Scalability and Efficiency in Multi-Core and Many-Core Advanced Computing Systems

Abstract

The growing demand for higher computational power in modern applications such as scientific simulations, artificial intelligence, and big data processing has accelerated the adoption of multi-core and many-core systems. These systems, which utilize multiple processing cores on a single chip, enable parallel execution of tasks, improving performance and efficiency. While multi-core systems have become the norm in general-purpose computing, many-core architectures—comprising hundreds or even thousands of cores—are increasingly being deployed in specialized applications, such as high-performance computing (HPC) and graphics processing, where massive parallelism is required. However, as the number of cores continues to increase, significant challenges related to scalability and efficiency arise. Scalability in multi-core and many-core systems refers to the ability to maintain or enhance performance as core counts grow. Ideally, adding more cores would result in near-linear speedup, but real-world factors such as Amdahl’s Law, memory contention, and inter-core communication overhead limit this potential.

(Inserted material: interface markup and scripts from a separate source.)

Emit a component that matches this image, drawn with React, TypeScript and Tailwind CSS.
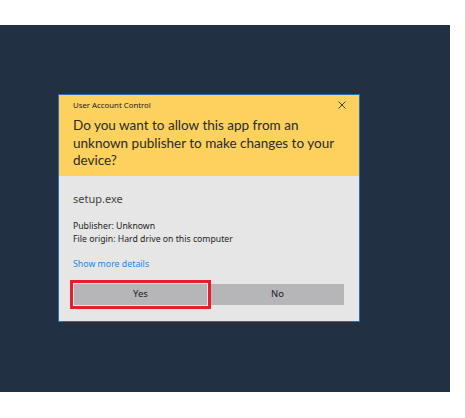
export default function App() {
  return (
    <div className="h-[418px] w-[465px] bg-white pt-[25px]" style={{ fontFamily: '"Noto Sans", "Open Sans", sans-serif' }}>
      <div className="h-[367px] w-[450px] bg-[#223043] pl-[58px] pt-[69px]">
        {/* UAC dialog */}
        <div className="w-[302px] border border-[#2a6fb0] bg-[#e6e6e6]">
          <div className="bg-[#fdd15d] px-[14px] pb-[6px] pt-[1px] text-[#222]">
            <div className="flex items-center justify-between">
              <span className="text-[7.8px] leading-[18px]">User Account Control</span>
              <svg width="8" height="8" viewBox="0 0 8 8" className="mr-[-1px]">
                <path d="M0.5 0.5 L7.5 7.5 M7.5 0.5 L0.5 7.5" stroke="#444" strokeWidth="1" />
              </svg>
            </div>
            <p className="mt-[3px] text-[13.5px] leading-[17.5px] text-[#2a2a2a]" style={{ fontFamily: 'Lato, "Noto Sans", sans-serif' }}>
              Do you want to allow this app from an unknown publisher to make changes to your device?
            </p>
          </div>
          <div className="px-[14px] pb-[16px] pt-[14px]">
            <p className="text-[11px] leading-[18px] text-[#444]">setup.exe</p>
            <div className="mt-[12px] text-[8.7px] leading-[13px] text-[#222]">
              <p>Publisher: Unknown</p>
              <p>File origin: Hard drive on this computer</p>
            </div>
            <p className="mt-[12px] text-[8.8px] leading-[13px] text-[#1a86e0]">Show more details</p>
            <div className="mt-[13px] flex gap-[4px] pl-[1px] pr-[1px]">
              <div className="relative flex-1">
                <div className="flex h-[21px] items-center justify-center bg-[#b6b5b7] text-[9.5px] text-[#222]">Yes</div>
                <div className="absolute -inset-[4px] border-[3px] border-[#ea1d2c]" />
              </div>
              <div className="flex h-[21px] flex-1 items-center justify-center bg-[#b6b5b7] text-[9.5px] text-[#222]">No</div>
            </div>
          </div>
        </div>
      </div>
    </div>
  );
}
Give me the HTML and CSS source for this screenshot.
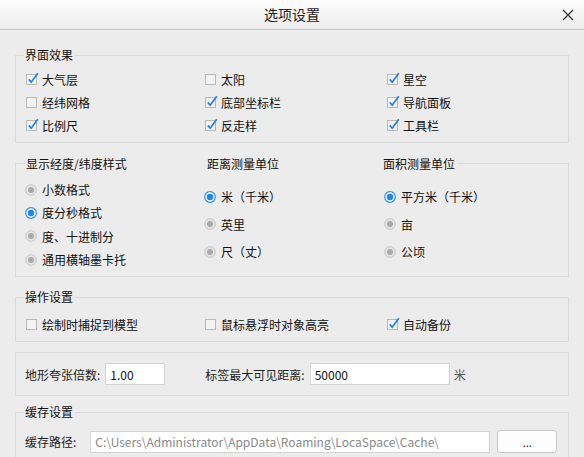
FILE: index.html
```html
<!DOCTYPE html>
<html>
<head>
<meta charset="utf-8">
<link rel="stylesheet" href="styles.css">
</head>
<body>
<div class="dialog">
  <div class="titlebar">
    <span class="title">选项设置</span>
    <svg class="close" width="12" height="12" viewBox="0 0 12 12"><path d="M1 1L11 11M11 1L1 11" stroke="#333" stroke-width="1.3" fill="none"/></svg>
  </div>

  <div class="group g1">
    <span class="legend">界面效果</span>
    <div class="grid3">
      <label class="item"><svg class="cb" width="14" height="14" viewBox="0 0 14 14"><rect x="0.5" y="2.5" width="10" height="10" fill="#f3f3f3" stroke="#b9b9b9"/><path d="M2.8 7.4L5.2 10.2L11.8 1.2" stroke="#1f7fe6" stroke-width="1.7" fill="none"/></svg>大气层</label>
      <label class="item"><svg class="cb" width="14" height="14" viewBox="0 0 14 14"><rect x="0.5" y="2.5" width="10" height="10" fill="#f3f3f3" stroke="#b9b9b9"/></svg>太阳</label>
      <label class="item"><svg class="cb" width="14" height="14" viewBox="0 0 14 14"><rect x="0.5" y="2.5" width="10" height="10" fill="#f3f3f3" stroke="#b9b9b9"/><path d="M2.8 7.4L5.2 10.2L11.8 1.2" stroke="#1f7fe6" stroke-width="1.7" fill="none"/></svg>星空</label>
      <label class="item"><svg class="cb" width="14" height="14" viewBox="0 0 14 14"><rect x="0.5" y="2.5" width="10" height="10" fill="#f3f3f3" stroke="#b9b9b9"/></svg>经纬网格</label>
      <label class="item"><svg class="cb" width="14" height="14" viewBox="0 0 14 14"><rect x="0.5" y="2.5" width="10" height="10" fill="#f3f3f3" stroke="#b9b9b9"/><path d="M2.8 7.4L5.2 10.2L11.8 1.2" stroke="#1f7fe6" stroke-width="1.7" fill="none"/></svg>底部坐标栏</label>
      <label class="item"><svg class="cb" width="14" height="14" viewBox="0 0 14 14"><rect x="0.5" y="2.5" width="10" height="10" fill="#f3f3f3" stroke="#b9b9b9"/><path d="M2.8 7.4L5.2 10.2L11.8 1.2" stroke="#1f7fe6" stroke-width="1.7" fill="none"/></svg>导航面板</label>
      <label class="item"><svg class="cb" width="14" height="14" viewBox="0 0 14 14"><rect x="0.5" y="2.5" width="10" height="10" fill="#f3f3f3" stroke="#b9b9b9"/><path d="M2.8 7.4L5.2 10.2L11.8 1.2" stroke="#1f7fe6" stroke-width="1.7" fill="none"/></svg>比例尺</label>
      <label class="item"><svg class="cb" width="14" height="14" viewBox="0 0 14 14"><rect x="0.5" y="2.5" width="10" height="10" fill="#f3f3f3" stroke="#b9b9b9"/><path d="M2.8 7.4L5.2 10.2L11.8 1.2" stroke="#1f7fe6" stroke-width="1.7" fill="none"/></svg>反走样</label>
      <label class="item"><svg class="cb" width="14" height="14" viewBox="0 0 14 14"><rect x="0.5" y="2.5" width="10" height="10" fill="#f3f3f3" stroke="#b9b9b9"/><path d="M2.8 7.4L5.2 10.2L11.8 1.2" stroke="#1f7fe6" stroke-width="1.7" fill="none"/></svg>工具栏</label>
    </div>
  </div>

  <div class="group g2">
    <div class="g2head">
      <span class="seg"></span>
      <span class="h1">显示经度/纬度样式</span>
      <span class="h2">距离测量单位</span>
      <span class="h3">面积测量单位</span>
      <span class="line"></span>
    </div>
    <div class="g2cols">
      <div class="col c1">
        <label class="ritem"><svg class="rb" width="12" height="12" viewBox="0 0 12 12"><circle cx="6" cy="6" r="5.3" fill="#e6e6e6" stroke="#c4c4c4"/><circle cx="6" cy="6" r="3" fill="#a9a9a9"/></svg>小数格式</label>
        <label class="ritem"><svg class="rb" width="12" height="12" viewBox="0 0 12 12"><circle cx="6" cy="6" r="5.3" fill="#fff" stroke="#2b8ef2" stroke-width="1.2"/><circle cx="6" cy="6" r="3.2" fill="#1e86f0"/></svg>度分秒格式</label>
        <label class="ritem"><svg class="rb" width="12" height="12" viewBox="0 0 12 12"><circle cx="6" cy="6" r="5.3" fill="#e6e6e6" stroke="#c4c4c4"/><circle cx="6" cy="6" r="3" fill="#a9a9a9"/></svg>度、十进制分</label>
        <label class="ritem"><svg class="rb" width="12" height="12" viewBox="0 0 12 12"><circle cx="6" cy="6" r="5.3" fill="#e6e6e6" stroke="#c4c4c4"/><circle cx="6" cy="6" r="3" fill="#a9a9a9"/></svg>通用横轴墨卡托</label>
      </div>
      <div class="col c2">
        <label class="ritem wide"><svg class="rb" width="12" height="12" viewBox="0 0 12 12"><circle cx="6" cy="6" r="5.3" fill="#fff" stroke="#2b8ef2" stroke-width="1.2"/><circle cx="6" cy="6" r="3.2" fill="#1e86f0"/></svg>米（千米）</label>
        <label class="ritem wide"><svg class="rb" width="12" height="12" viewBox="0 0 12 12"><circle cx="6" cy="6" r="5.3" fill="#e6e6e6" stroke="#c4c4c4"/><circle cx="6" cy="6" r="3" fill="#a9a9a9"/></svg>英里</label>
        <label class="ritem wide"><svg class="rb" width="12" height="12" viewBox="0 0 12 12"><circle cx="6" cy="6" r="5.3" fill="#e6e6e6" stroke="#c4c4c4"/><circle cx="6" cy="6" r="3" fill="#a9a9a9"/></svg>尺（丈）</label>
      </div>
      <div class="col c3">
        <label class="ritem wide"><svg class="rb" width="12" height="12" viewBox="0 0 12 12"><circle cx="6" cy="6" r="5.3" fill="#fff" stroke="#2b8ef2" stroke-width="1.2"/><circle cx="6" cy="6" r="3.2" fill="#1e86f0"/></svg>平方米（千米）</label>
        <label class="ritem wide"><svg class="rb" width="12" height="12" viewBox="0 0 12 12"><circle cx="6" cy="6" r="5.3" fill="#e6e6e6" stroke="#c4c4c4"/><circle cx="6" cy="6" r="3" fill="#a9a9a9"/></svg>亩</label>
        <label class="ritem wide"><svg class="rb" width="12" height="12" viewBox="0 0 12 12"><circle cx="6" cy="6" r="5.3" fill="#e6e6e6" stroke="#c4c4c4"/><circle cx="6" cy="6" r="3" fill="#a9a9a9"/></svg>公顷</label>
      </div>
    </div>
  </div>

  <div class="group g3">
    <span class="legend">操作设置</span>
    <div class="grid3 single">
      <label class="item"><svg class="cb" width="14" height="14" viewBox="0 0 14 14"><rect x="0.5" y="2.5" width="10" height="10" fill="#f3f3f3" stroke="#b9b9b9"/></svg>绘制时捕捉到模型</label>
      <label class="item"><svg class="cb" width="14" height="14" viewBox="0 0 14 14"><rect x="0.5" y="2.5" width="10" height="10" fill="#f3f3f3" stroke="#b9b9b9"/></svg>鼠标悬浮时对象高亮</label>
      <label class="item"><svg class="cb" width="14" height="14" viewBox="0 0 14 14"><rect x="0.5" y="2.5" width="10" height="10" fill="#f3f3f3" stroke="#b9b9b9"/><path d="M2.8 7.4L5.2 10.2L11.8 1.2" stroke="#1f7fe6" stroke-width="1.7" fill="none"/></svg>自动备份</label>
    </div>
  </div>

  <div class="group g4">
    <span class="flabel">地形夸张倍数:</span>
    <span class="input in1">1.00</span>
    <span class="flabel lbl2">标签最大可见距离:</span>
    <span class="input in2">50000</span>
    <span class="unit">米</span>
  </div>

  <div class="group g5">
    <span class="legend">缓存设置</span>
    <div class="pathrow">
      <span class="flabel">缓存路径:</span>
      <span class="input path">C:\Users\Administrator\AppData\Roaming\LocaSpace\Cache\</span>
      <span class="btn">...</span>
    </div>
  </div>
</div>
</body>
</html>
```

FILE: styles.css
```css
html, body {
  margin: 0;
  padding: 0;
}
body {
  width: 584px;
  height: 457px;
  overflow: hidden;
  background: #ececec;
  font-family: "Noto Sans CJK SC", "Noto Sans", sans-serif;
  font-size: 12px;
  color: #111;
}
.dialog {
  width: 584px;
}
.titlebar {
  height: 29px;
  border-bottom: 1px solid #c6c6c6;
  background: linear-gradient(#fdfdfd, #ececec);
  display: flex;
  align-items: center;
  justify-content: center;
  position: relative;
}
.title {
  font-size: 14px;
  line-height: 29px;
  color: #222;
}
.close {
  position: absolute;
  right: 10px;
  top: 9px;
}
.group {
  margin: 0 15px;
  border: 1px solid #dadada;
  display: flow-root;
}
.legend {
  display: block;
  width: max-content;
  height: 16px;
  line-height: 16px;
  margin: -9px 0 0 8px;
  padding: 0 2px 0 1px;
  background: #ececec;
}
.g1 {
  margin-top: 25px;
  height: 86px;
}
.grid3 {
  display: grid;
  grid-template-columns: 179px 182px 1fr;
  grid-auto-rows: 23px;
  padding: 5px 0 0 10px;
}
.item {
  display: flex;
  align-items: center;
  height: 23px;
  white-space: nowrap;
}
.cb {
  margin-right: 2px;
  margin-top: -2px;
  flex: none;
}
.g2 {
  margin-top: 20px;
  border-top: none;
  height: 113px;
}
.g2head {
  display: flex;
  align-items: center;
  height: 16px;
  margin-top: -8px;
}
.seg {
  width: 9px;
  border-top: 1px solid #dadada;
}
.h1 {
  width: 181px;
  padding-left: 1px;
}
.h2 {
  width: 176px;
}
.h3 {
  padding-right: 2px;
}
.line {
  flex: 1;
  border-top: 1px solid #dadada;
}
.g2cols {
  display: grid;
  grid-template-columns: 179px 180px 1fr;
  padding-left: 10px;
}
.c1 {
  padding-top: 7px;
}
.c2, .c3 {
  padding-top: 12px;
}
.ritem {
  display: flex;
  align-items: center;
  height: 23.3px;
  white-space: nowrap;
}
.ritem.wide {
  height: 27.5px;
}
.rb {
  margin-right: 5px;
  margin-left: -1px;
  flex: none;
}
.g3 {
  margin-top: 20px;
  height: 43px;
}
.grid3.single {
  padding-top: 8px;
}
.g4 {
  margin-top: 10px;
  height: 42px;
  display: flex;
  align-items: center;
  padding-left: 9px;
}
.flabel {
  white-space: nowrap;
  color: #222;
}
.input {
  display: inline-flex;
  align-items: center;
  height: 20px;
  background: #fff;
  border: 1px solid #d3d3d3;
  padding: 0 4px;
  font-family: "Noto Sans CJK SC", "Noto Sans", sans-serif;
  font-size: 12px;
  color: #111;
}
.in1 {
  width: 50px;
  margin-left: 5px;
}
.lbl2 {
  margin-left: 40px;
}
.in2 {
  width: 130px;
  margin-left: 5px;
}
.unit {
  margin-left: 4px;
  color: #555;
}
.g5 {
  margin-top: 16px;
  height: 60px;
  border-bottom: none;
}
.pathrow {
  display: flex;
  align-items: center;
  padding: 10px 0 0 9px;
}
.path {
  width: 390px;
  margin-left: 14px;
  color: #8a8a8a;
}
.btn {
  margin-left: 7px;
  width: 58px;
  height: 21px;
  background: #fdfdfd;
  border: 1px solid #c9c9c9;
  border-radius: 3px;
  display: flex;
  align-items: center;
  justify-content: center;
  font-size: 11px;
  line-height: 10px;
}
```
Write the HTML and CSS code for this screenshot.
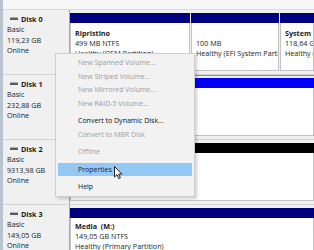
FILE: index.html
```html
<!DOCTYPE html>
<html lang="en">
<head>
    <meta charset="UTF-8">
    <meta name="viewport" content="width=device-width, initial-scale=1.0">
    <title>Disk Management</title>

    <link rel="stylesheet" href="styles.css">
</head>
<body>
    <div class="screen">
        <div class="edge"></div>
        <div class="main">
            <div class="topbar"></div>

            <!-- Disk 0 -->
            <div class="disk">
                <div class="label">
                    <div class="name"><span class="icon"></span>Disk 0</div>
                    <div>Basic</div>
                    <div>119,23 GB</div>
                    <div>Online</div>
                </div>
                <div class="parts">
                    <div class="part w-oem">
                        <div class="bar primary"></div>
                        <div class="box">
                            <div class="title">Ripristino</div>
                            <div>499 MB NTFS</div>
                            <div>Healthy (OEM Partition)</div>
                        </div>
                    </div>
                    <div class="part w-efi">
                        <div class="bar primary"></div>
                        <div class="box">
                            <div class="title"></div>
                            <div>100 MB</div>
                            <div>Healthy (EFI System Partition)</div>
                        </div>
                    </div>
                    <div class="part grow">
                        <div class="bar primary"></div>
                        <div class="box">
                            <div class="title">System</div>
                            <div>118,64 GB NTFS</div>
                            <div>Healthy (Boot, Page File)</div>
                        </div>
                    </div>
                </div>
            </div>

            <!-- Disk 1 -->
            <div class="disk">
                <div class="label">
                    <div class="name"><span class="icon"></span>Disk 1</div>
                    <div>Basic</div>
                    <div>232,88 GB</div>
                    <div>Online</div>
                </div>
                <div class="parts flush">
                    <div class="extended">
                        <div class="part grow">
                            <div class="bar logical"></div>
                            <div class="box tall"></div>
                        </div>
                    </div>
                </div>
            </div>

            <!-- Disk 2 -->
            <div class="disk">
                <div class="label">
                    <div class="name"><span class="icon"></span>Disk 2</div>
                    <div>Basic</div>
                    <div>9313,98 GB</div>
                    <div>Online</div>
                </div>
                <div class="parts">
                    <div class="part grow">
                        <div class="bar free"></div>
                        <div class="box"></div>
                    </div>
                </div>
            </div>

            <!-- Disk 3 -->
            <div class="disk">
                <div class="label">
                    <div class="name"><span class="icon"></span>Disk 3</div>
                    <div>Basic</div>
                    <div>149,05 GB</div>
                    <div>Online</div>
                </div>
                <div class="parts">
                    <div class="part grow">
                        <div class="bar primary"></div>
                        <div class="box low">
                            <div class="title">Media&nbsp; (M:)</div>
                            <div>149,05 GB NTFS</div>
                            <div>Healthy (Primary Partition)</div>
                        </div>
                    </div>
                </div>
            </div>
        </div>

        <!-- Context menu -->
        <ul class="menu">
            <li class="off">New Spanned Volume...</li>
            <li class="off">New Striped Volume...</li>
            <li class="off">New Mirrored Volume...</li>
            <li class="off">New RAID-5 Volume...</li>
            <li class="sep"></li>
            <li>Convert to Dynamic Disk...</li>
            <li class="off">Convert to MBR Disk</li>
            <li class="sep"></li>
            <li class="off">Offline</li>
            <li class="sep"></li>
            <li class="hot">Properties</li>
            <li class="sep"></li>
            <li>Help</li>
        </ul>

        <svg class="cursor" width="9" height="14" viewBox="0 0 9 14">
            <path d="M0.5 0.5 L0.5 11 L3 8.7 L4.8 12.6 L6.4 11.9 L4.7 8.2 L7.9 8.2 Z" fill="#fff" stroke="#222" stroke-width="1" stroke-linejoin="round"/>
        </svg>
    </div>
</body>
</html>
```

FILE: styles.css
```css
body {
    margin: 0;
    padding: 0;
    font-family: "Open Sans", "Noto Sans", sans-serif;
    font-size: 7.2px;
    color: #1c1c1c;
    background-color: #f0f0f0;
    overflow: hidden;
}

.screen {
    position: relative;
    display: flex;
    width: 314px;
    height: 250px;
    overflow: hidden;
}

.edge {
    width: 3px;
    flex-shrink: 0;
    background-color: #b9c3cd;
}

.main {
    flex: 1;
    display: flex;
    flex-direction: column;
    min-width: 0;
}

.topbar {
    height: 9px;
    flex-shrink: 0;
    background-color: #f7f7f7;
    border-bottom: 1px solid #d9d9d9;
}

/* Disk rows */
.disk {
    display: flex;
    height: 65px;
    flex-shrink: 0;
    box-sizing: border-box;
    border-bottom: 1px solid #d2d2d2;
}

.label {
    width: 67px;
    flex-shrink: 0;
    box-sizing: border-box;
    padding: 4px 0 0 4px;
    line-height: 10.3px;
    background-color: #f0f0f0;
    border-right: 1px solid #a8a8a8;
}

.label .name {
    font-weight: bold;
    padding-left: 3px;
}

.icon {
    display: inline-block;
    width: 8px;
    height: 2px;
    margin-right: 3px;
    vertical-align: 2px;
    background-color: #5c5c5c;
    border-top: 1px solid #b0b0b0;
}

.parts {
    flex: 1;
    display: flex;
    gap: 1px;
    padding-top: 3px;
    min-width: 0;
    background-color: #f0f0f0;
}

.parts.flush {
    padding-top: 0;
}

.part {
    display: flex;
    flex-direction: column;
    flex-shrink: 0;
}

.w-oem {
    width: 120px;
}

.w-efi {
    width: 88px;
}

.grow {
    flex: 1;
    min-width: 0;
}

.bar {
    height: 10px;
}

.primary {
    background-color: #00007f;
}

.logical {
    background-color: #0000f6;
}

.free {
    background-color: #000;
}

.box {
    height: 48px;
    box-sizing: border-box;
    padding: 5px 0 0 4px;
    line-height: 10px;
    white-space: nowrap;
    overflow: hidden;
    background-color: #fff;
    border: 1px solid #c3c3c3;
    border-top: none;
}

.box.tall {
    height: 48px;
}

.box.low {
    padding-top: 3px;
}

.title {
    font-weight: bold;
    height: 10px;
}

.extended {
    flex: 1;
    display: flex;
    padding: 2px 0 1px 1px;
    border-top: 1px solid #58b858;
    border-bottom: 1px solid #5f9f6a;
    height: 61px;
}

/* Context menu */
.menu {
    position: absolute;
    left: 55px;
    top: 53px;
    width: 140px;
    height: 144px;
    margin: 0;
    padding: 2px 0 0 0;
    list-style-type: none;
    box-sizing: border-box;
    background-color: #f2f2f2;
    border: 1px solid #cfcfcf;
    box-shadow: 2px 2px 3px rgba(0, 0, 0, 0.18);
    font-size: 7px;
}

.menu li {
    height: 13.5px;
    line-height: 13.5px;
    margin: 0 2px;
    padding-left: 20px;
    white-space: nowrap;
    color: #111;
}

.menu li.off {
    color: #9d9d9d;
}

.menu li.sep {
    height: 4px;
}

.menu li.hot {
    background-color: #93c8f2;
    color: #15204a;
}

.cursor {
    position: absolute;
    left: 114px;
    top: 166px;
}
```
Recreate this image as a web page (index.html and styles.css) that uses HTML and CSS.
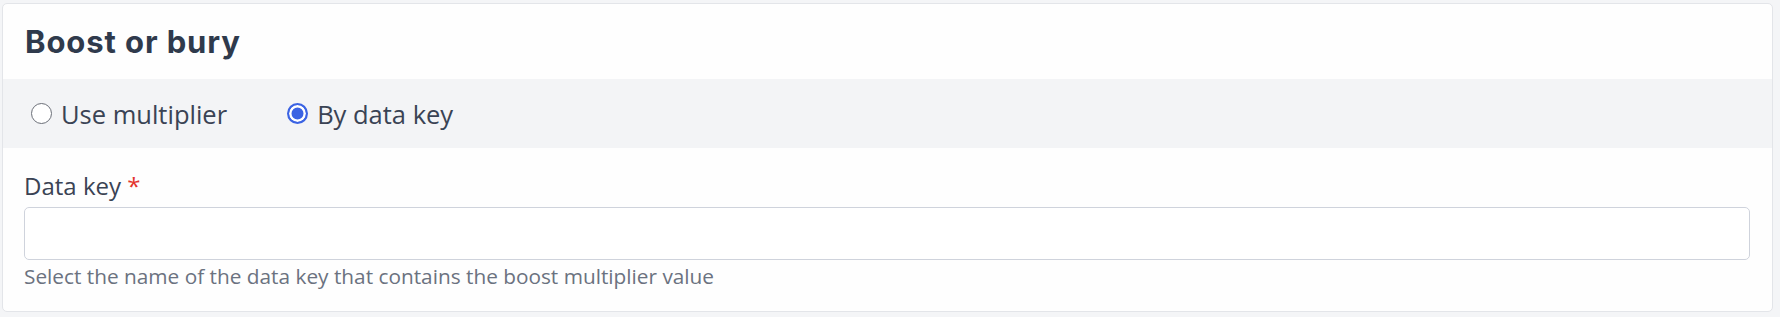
FILE: index.html
```html
<!DOCTYPE html>
<html lang="en">
<head>
<meta charset="utf-8">
<title>Boost or bury</title>
<link rel="stylesheet" href="styles.css">
</head>
<body>
<section class="card">
  <header class="card-header">
    <h2 class="card-title">Boost or bury</h2>
  </header>
  <div class="mode-band">
    <label class="radio-option">
      <span class="radio"></span>
      <span class="radio-label">Use multiplier</span>
    </label>
    <label class="radio-option">
      <span class="radio radio-checked"></span>
      <span class="radio-label">By data key</span>
    </label>
  </div>
  <div class="field">
    <div class="field-label">Data key <span class="required">*</span></div>
    <div class="field-input"></div>
    <div class="field-help">Select the name of the data key that contains the boost multiplier value</div>
  </div>
</section>
</body>
</html>
```
FILE: styles.css
```css
html, body {
  margin: 0;
  padding: 0;
}
body {
  background: #f4f5f7;
  font-family: "Open Sans", "Noto Sans", sans-serif;
  color: #374151;
  width: 1780px;
  height: 317px;
  overflow: hidden;
}
.card {
  box-sizing: border-box;
  margin: 3px 7px 0 2px;
  height: 309px;
  background: #fefefe;
  border: 1px solid #e3e5e9;
  border-radius: 5px;
  display: flex;
  flex-direction: column;
  overflow: hidden;
}
.card-header {
  height: 75px;
  display: flex;
  align-items: center;
  padding: 0 22px;
  box-sizing: border-box;
}
.card-title {
  margin: 0;
  font-family: "Inter", sans-serif;
  font-weight: 700;
  font-size: 31px;
  color: #2f3a4c;
  letter-spacing: 0.9px;
}
.mode-band {
  height: 69px;
  background: #f3f4f6;
  display: flex;
  align-items: center;
  padding: 0 28px;
  gap: 60px;
  box-sizing: border-box;
}
.radio-option {
  display: flex;
  align-items: center;
  gap: 9px;
}
.radio {
  box-sizing: border-box;
  width: 21px;
  height: 21px;
  border-radius: 50%;
  border: 1.5px solid #6b6f78;
  background: #fff;
}
.radio-checked {
  border: 2px solid #3b63e3;
  background: #3b63e3;
  box-shadow: inset 0 0 0 2.5px #fff;
}
.radio-label {
  font-size: 25.5px;
  color: #3a4354;
}
.field {
  padding: 22px 22px 0 21px;
  display: flex;
  flex-direction: column;
}
.field-label {
  font-size: 24px;
  line-height: 32px;
  color: #3a4354;
}
.required {
  color: #e3342f;
}
.field-input {
  margin-top: 5px;
  height: 53px;
  box-sizing: border-box;
  border: 1px solid #cfd3dc;
  border-radius: 5px;
  background: #fff;
  width: 1726px;
}
.field-help {
  margin-top: 3px;
  font-size: 20.8px;
  line-height: 26px;
  color: #6b7280;
}
```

As more cores are added, balancing workloads across cores and ensuring efficient memory access become critical challenges. Similarly, maintaining system efficiency, which focuses on optimizing the utilization of processing power, memory bandwidth, and energy consumption, becomes increasingly difficult with more cores. Inefficiencies in memory access patterns, task scheduling, and cache management can lead to underutilized resources, negating the potential performance gains of many-core systems. This paper examines both hardware and software strategies for optimizing scalability and efficiency in multi-core and many-core systems. Key hardware considerations include memory hierarchies, interconnects, and power management techniques such as dynamic voltage and frequency scaling (DVFS) and power gating. On the software side, workload parallelization, task scheduling, and memory access optimization are explored, with techniques such as NUMA-aware programming, dynamic scheduling, and work-stealing highlighted. Additionally, the paper discusses advanced cache management and data locality strategies to address memory contention. Future trends, including the role of specialized architectures and machine learning in optimizing system performance, are also considered, emphasizing the ongoing need for innovation in this field as core counts continue to rise.